Well if we ever wanted to increase the minimum tx fee we'd have to ensure that it didn't conflict with any existing withdrawal limits. As you mentioned the 2nd option could allow the withdrawal limit to be bypassed if not done carefully and as I mentioned it could mess up the sidechain mechanism and prevent it from working, so there's many good reasons not to go with the 2nd option.
I would also like to request clarification on your comment about needing to change the protocol. My understanding is that Cryptonite added the concept of withdrawal limits in the first place (a nice innovation, IMO), effectively making a significant alteration to the Bitcoin protocol (not to mention separating the block chain into three different data structures to implement the mini-blockchain).
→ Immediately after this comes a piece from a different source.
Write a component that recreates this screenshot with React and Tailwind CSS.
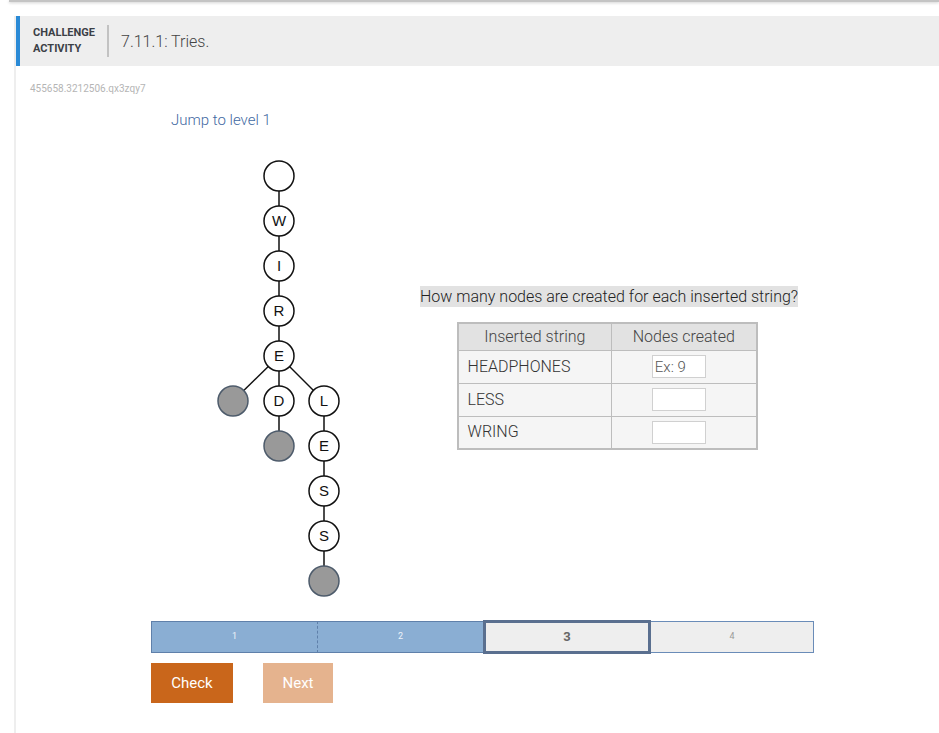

So I'm not following why what seems like a slight change in the way you handle withdrawal limits is really a big departure from what you've already done. I really am asking, so please forgive my complete lack of understanding for how the protocol works under the hood. I would also appreciate any good reading material you could point me to.
Any change to the protocol will usually require a hardfork and I'd prefer to avoid any such fork if possible. They can be very disruptful because they require everyone to update to a new client and those who don't update get left behind on an invalid fork. That's why Bitcoin only undergoes a hardfork when it's absolutely necessary, for example a bug is discovered and everyone is forced to update, which has happened in the past.